The batteries (lifespan: 10-plus years) and electrical equipment arrived in modular shipping containers and joined the hatcheries and biodigesters in Kauma Village. Solar panels (lifespan: 30 years) were installed, and a borehole was drilled to provide potable water to the birds. While drilling, they decided to install taps for the local community to access the water for free.

Umodzi’s fundraising efforts have netted just enough money to launch; Tisatayane estimated all the investment will be recouped in about a year of operations. As site manager, the pair hired Bernadetta Ndongera, a young woman from the community with experience working with farmers, raising poultry, and growing crops and with a degree in agriculture from Lilongwe University of Agriculture and Natural Resources, in the country’s capital. “We didn’t want to bring in a man when both co-founders are men,” Tisatayane said. The Yankho co-op remains Umodzi’s backbone. In fact, it was the women’s cooperative that aspired to raise quail as a ticket to economic freedom and self-sufficiency in the first place. 

As his final semester in the M.DevEng program wound down, Tisatayane bought a one-way ticket to Malawi to be full-time hands-on. Before departing in mid-January, he’ll wrap up his current job as a health nurse at a San Francisco County jail, which he had been juggling alongside his studies, entrepreneurial activities, and parenthood.
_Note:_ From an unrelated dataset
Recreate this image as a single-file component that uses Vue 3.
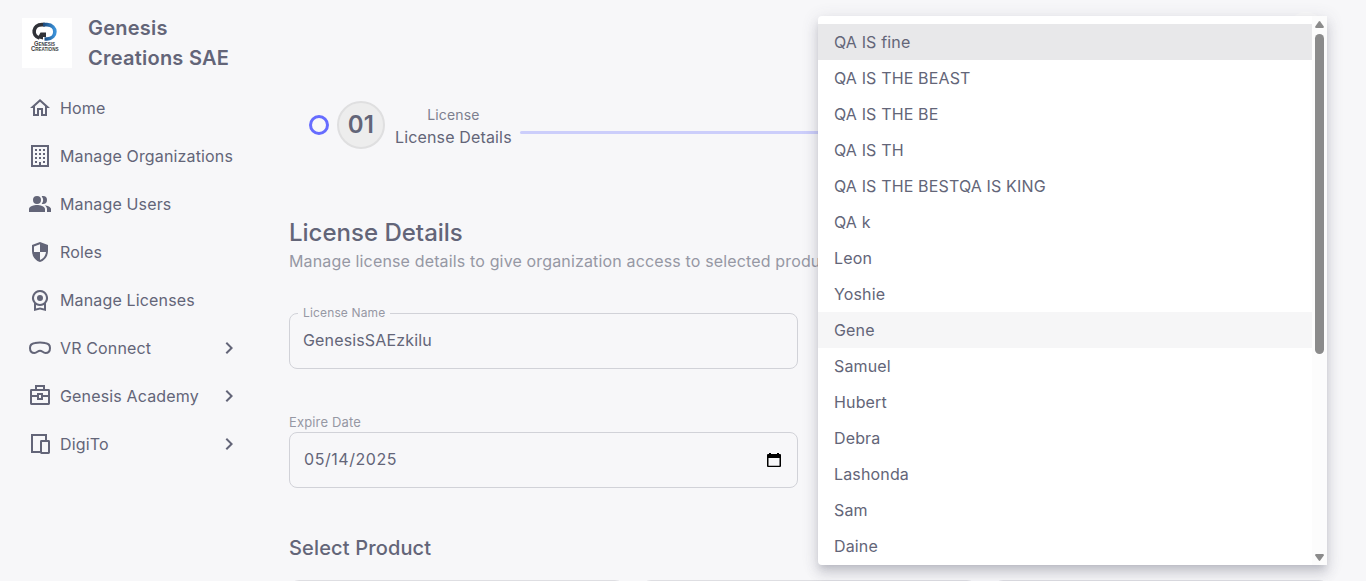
<script setup>
const nav = [
  { label: 'Home', icon: 'home' },
  { label: 'Manage Organizations', icon: 'building' },
  { label: 'Manage Users', icon: 'users' },
  { label: 'Roles', icon: 'shield' },
  { label: 'Manage Licenses', icon: 'award' },
  { label: 'VR Connect', icon: 'vr', more: true },
  { label: 'Genesis Academy', icon: 'case', more: true },
  { label: 'DigiTo', icon: 'devices', more: true },
]
const paths = {
  home: 'M12 5.69L17 10.19V18H15V12H9V18H7V10.19L12 5.69M12 3L2 12H5V20H11V14H13V20H19V12H22L12 3Z',
  building: 'M3 1H21V23H3ZM5 3V21H11V18H13V21H19V3ZM7 5H9V7H7ZM11 5H13V7H11ZM15 5H17V7H15ZM7 9H9V11H7ZM11 9H13V11H11ZM15 9H17V11H15ZM7 13H9V15H7ZM11 13H13V15H11ZM15 13H17V15H15ZM7 17H9V19H7ZM15 17H17V19H15Z',
  users: 'M16.67 13.13C18.04 14.06 19 15.32 19 17V20H23V17C23 14.82 19.43 13.53 16.67 13.13ZM15 12A4 4 0 0 0 15 4C14.53 4 14.09 4.1 13.67 4.24A6 6 0 0 1 13.67 11.76C14.09 11.9 14.53 12 15 12ZM9 4A4 4 0 1 0 9 12A4 4 0 1 0 9 4ZM9 13C6.33 13 1 14.34 1 17V20H17V17C17 14.34 11.67 13 9 13Z',
  shield: 'M12 2L4 5V11.09C4 16.14 7.41 20.85 12 22C16.59 20.85 20 16.14 20 11.09V5ZM12 4.15V12H18C17.6 15.6 15.2 18.9 12 19.93V12H6V6.4Z',
  award: 'M12 2A8 8 0 0 0 6 15.3V23L12 21.6L18 23V15.3A8 8 0 0 0 12 2ZM12 4A6 6 0 1 1 12 16A6 6 0 1 1 12 4ZM12 7A3 3 0 1 0 12 13A3 3 0 1 0 12 7ZM8 16.9A8 8 0 0 0 16 16.9V20.4L12 19.4L8 20.4Z',
}
const options = ['QA IS fine', 'QA IS THE BEAST', 'QA IS THE BE', 'QA IS TH', 'QA IS THE BESTQA IS KING', 'QA k', 'Leon', 'Yoshie', 'Gene', 'Samuel', 'Hubert', 'Debra', 'Lashonda', 'Sam', 'Daine']
</script>

<template>
  <div class="page">
    <aside>
      <div class="brand">
        <svg class="logo" viewBox="0 0 50 50">
          <defs><linearGradient id="blue"><stop offset="0" stop-color="#1b487b" /><stop offset="1" stop-color="#3b91d8" /></linearGradient></defs>
          <rect width="50" height="50" fill="#fff" />
          <path d="M23 6.6H20C10.5 6.6 9.5 18 17.5 20" fill="none" stroke="#303238" stroke-width="3.6" />
          <path d="M18.5 14.5H24V19H21V21.5L15.5 20Z" fill="#303238" />
          <path d="M21 6.6H25C35.5 7 35.5 20.5 25 21H22.5" fill="none" stroke="url(#blue)" stroke-width="3.6" />
          <text x="12" y="28" textLength="21" lengthAdjust="spacingAndGlyphs">G<tspan>ENESIS</tspan></text>
          <text x="9" y="33" textLength="27.5" lengthAdjust="spacingAndGlyphs">C<tspan>REATIONS</tspan></text>
        </svg>
        <div class="name">Genesis Creations SAE</div>
      </div>
      <nav>
        <div v-for="n in nav" :key="n.label" class="item">
          <svg class="icon" viewBox="0 0 24 24">
            <path v-if="paths[n.icon]" :d="paths[n.icon]" fill="currentColor" fill-rule="evenodd" />
            <g v-else fill="none" stroke="currentColor" stroke-width="2">
              <path v-if="n.icon === 'vr'" d="M7 7Q12 6.2 17 7C20.5 7.4 22 9.3 22 12C22 15 20.5 17 17.5 17C15 17 14.3 14.7 12 14.7S9 17 6.5 17C3.5 17 2 15 2 12C2 9.3 3.5 7.4 7 7Z" />
              <template v-if="n.icon === 'case'"><rect x="3" y="6" width="18" height="14" rx=".4" /><path d="M8 6V2H16V6M3 12H10M14 12H21M10 10H14V15H10Z" /></template>
              <template v-if="n.icon === 'devices'"><path d="M12 20H4V3H18V9" /><rect x="13" y="9" width="8" height="12" rx=".4" /></template>
            </g>
          </svg>
          <span>{{ n.label }}</span>
          <svg v-if="n.more" class="chev" viewBox="0 0 24 24"><path d="M8.59 16.58L13.17 12L8.59 7.41L10 6L16 12L10 18L8.59 16.58Z" fill="currentColor" /></svg>
        </div>
      </nav>
    </aside>
    <main>
      <div class="stepper">
        <i class="dot"></i>
        <b class="num">01</b>
        <div class="step"><span>License</span><p>License Details</p></div>
        <i class="line"></i>
      </div>
      <h1>License Details</h1>
      <p class="sub">Manage license details to give organization access to selected products</p>
      <fieldset class="field named"><legend>License Name</legend><span>GenesisSAEzkilu</span></fieldset>
      <label>Expire Date</label>
      <div class="field date">
        <span>05/14/2025</span>
        <svg viewBox="0 0 14 15"><path d="M2 0H4V1H10V0H12V1H13Q14 1 14 2V13Q14 14 13 14H1Q0 14 0 13V2Q0 1 1 1H2ZM1.5 5V12.7H12.5V5Z" fill-rule="evenodd" /></svg>
      </div>
      <h2>Select Product</h2>
      <div class="cards"><i></i><i></i><i></i></div>
    </main>
    <i class="fab"></i>
    <div class="menu">
      <ul><li v-for="(o, i) in options" :key="i" :class="{ selected: i === 0, hover: i === 8 }">{{ o }}</li></ul>
      <div class="scroll">
        <svg viewBox="0 0 9 7"><path d="M3.8.5Q4.5-.3 5.2.5L8.8 5.5Q9 7 8 7H1Q0 7 .2 5.5Z" /></svg>
        <i></i>
        <svg class="down" viewBox="0 0 9 7"><path d="M3.8.5Q4.5-.3 5.2.5L8.8 5.5Q9 7 8 7H1Q0 7 .2 5.5Z" /></svg>
      </div>
    </div>
  </div>
</template>

<style>
body { overflow: hidden; background: #f7f7f9; }
</style>
<style scoped>
* { box-sizing: border-box; }
.page { position: relative; display: flex; width: 1366px; height: 581px; overflow: hidden; background: #f7f7f9; color: #636578; font: 400 16px/24px Inter, sans-serif; letter-spacing: .15px; }
p, h1, h2, ul { margin: 0; padding: 0; }
aside { width: 260px; flex: none; padding-top: 13px; }
.brand { display: flex; padding-left: 22px; gap: 16px; height: 71px; }
.logo { width: 50px; height: 50px; margin-top: 5px; }
.logo text { font: 700 6.4px "Liberation Sans", sans-serif; letter-spacing: 0; fill: #3a3c42; }
.logo tspan { font-size: 5px; }
.name { width: 150px; font-weight: 600; font-size: 20px; line-height: 30px; letter-spacing: .24px; }
.item { display: flex; align-items: center; height: 48px; padding-left: 28px; gap: 8px; padding-right: 19px; }
.icon { width: 24px; height: 24px; flex: none; }
.chev { width: 24px; height: 24px; margin-left: auto; }
main { padding: 101px 0 0 29px; width: 1050px; flex: none; }
.stepper { display: flex; align-items: center; height: 48px; }
.dot { width: 20px; height: 20px; border: 3px solid #666cff; border-radius: 50%; margin: 0 8px 0 20px; }
.num { width: 48px; height: 48px; border: 2px solid #dfdfe0; border-radius: 50%; background: #ededed; font-size: 24px; font-weight: 600; line-height: 44px; text-align: center; }
.step { margin: 0 8px 0 10px; text-align: center; padding-top: 1px; line-height: 22px; }
.step span { font-size: 14px; color: #7d7f8f; display: block; }
.line { flex: 1; height: 3px; border-radius: 3px; background: #cccefb; margin-top: 15px; }
h1 { margin-top: 68px; font-size: 24px; line-height: 32px; font-weight: 500; letter-spacing: 0; }
.sub { line-height: 26px; margin-top: -1px; color: #9698a4; white-space: nowrap; }
.field { width: 509px; height: 56px; border: 1px solid #d1d2d8; border-radius: 8px; }
.named { height: 62px; margin: 33px 0 0; padding: 0 13px; }
legend { margin-left: -5px; padding: 0 5px; font-size: 12px; line-height: 12px; color: #9698a4; }
.named span { display: block; margin-top: 9px; }
label { display: block; margin-top: 44px; font-size: 13px; line-height: 19px; color: #9698a4; }
.date { display: flex; align-items: center; padding: 0 16px 0 14px; justify-content: space-between; }
.date span { letter-spacing: .55px; margin-top: -2px; }
.date svg { width: 14px; height: 15px; }
h2 { margin-top: 44px; font-size: 20px; line-height: 32px; font-weight: 500; }
.cards { display: flex; gap: 16px; margin-top: 16px; }
.cards i { width: 336px; height: 90px; border: 1px solid #dedee2; border-radius: 10px; flex: none; }
.fab { position: absolute; left: 1287px; top: 12px; width: 38px; height: 38px; border-radius: 50%; background: #fafafa; }
.menu { position: absolute; left: 818px; top: 16px; width: 509px; height: 549px; display: flex; overflow: hidden; background: #fff; border-radius: 4px 0 0 4px; box-shadow: 0 5px 6px -3px rgba(76,78,100,.2), 0 3px 16px 2px rgba(76,78,100,.12), 0 9px 12px 1px rgba(76,78,100,.14); }
ul { flex: 1; padding-top: 8px; list-style: none; }
li { height: 36px; line-height: 36px; padding-left: 16px; }
.selected { background: #e8e8ea; }
.hover { background: #f6f6f7; }
.scroll { width: 15px; background: #fcfcfc; display: flex; flex-direction: column; align-items: center; padding: 5px 0 4px; }
.scroll svg { width: 9px; height: 7px; fill: #8b8b8b; flex: none; }
.scroll i { width: 9px; height: 320px; margin-top: 6px; border-radius: 5px; background: #8b8b8b; }
.scroll .down { margin-top: auto; transform: rotate(180deg); }
</style>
He expects to split his time between the two countries he calls home, with plans to come back to California later in 2023. 

With only a couple weeks left in the M.DevEng program, Tisatayane was sent a familiar type of video — the first sign that months of hard work, perseverance, and passion were beginning to bear fruit for his community. Umodzi hatched the first quail chicks from an initial batch of 900 — a mere fifth of the number all its incubators will hold. On his screen, he watched in awe as a few of them broke through their shells. 

“My goal is to relieve Malawi of its tobacco industry and replace it with clean energy, and from there, move on to the rest of Africa or the rest of the world, to the extent that we can,” Tisatayane said. “But I can’t clean up Zambia and other neighboring countries until I clean up Malawi, my backyard.”